Without rules, proper taxation, and oversight from city governments on markets, sharing platforms are taking away tax revenues from city governments for services people rely upon in their daily lives. Ever wonder what surcharges are for when you get into a taxi? In many cities, some those charges go to public infrastructure projects for roads, bridges, and transport systems that keep cities moving. In New York, there is a 50-cent Metropolitan Transit Authority (MTA) State surcharge for all trips that end in New York City or Nassau, Suffolk, Westchester, Rockland, Dutchess, Orange, or Putnam Counties. Uber has continuously fought paying into this system, claiming that they are a platform service and not a transportation company. The city is adamant that Uber and Lyft begin to pay this surcharge, and their platforms operate on the same plane as city taxis, making them part of the overall New York City transportation system and marketplace. This is what city governments get right about the scenario.
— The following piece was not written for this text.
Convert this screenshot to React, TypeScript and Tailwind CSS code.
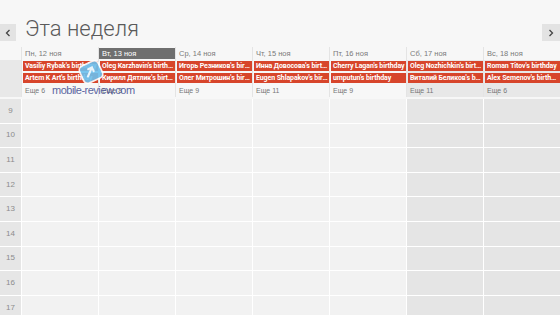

Whatever the resolution, both sides will have to learn to play nicer in the coming years, and both sides will have to innovate to find suitable outcomes. City halls will likely begin to adopt policies more conducive to a 21st century economy. People will go where they have opportunities, and if platforms are unavailable in certain places, cities may begin to experience sharing brain drains as citizens wanting or needing to share move to the suburbs or other more sharing-friendly metropolitan areas. Additionally, sharing companies will most likely begin to realize that too much animosity towards governments has its own set of challenges. Apple’s recent fine from the European Union is case-in-point. In the end, cities and companies must share the responsibility.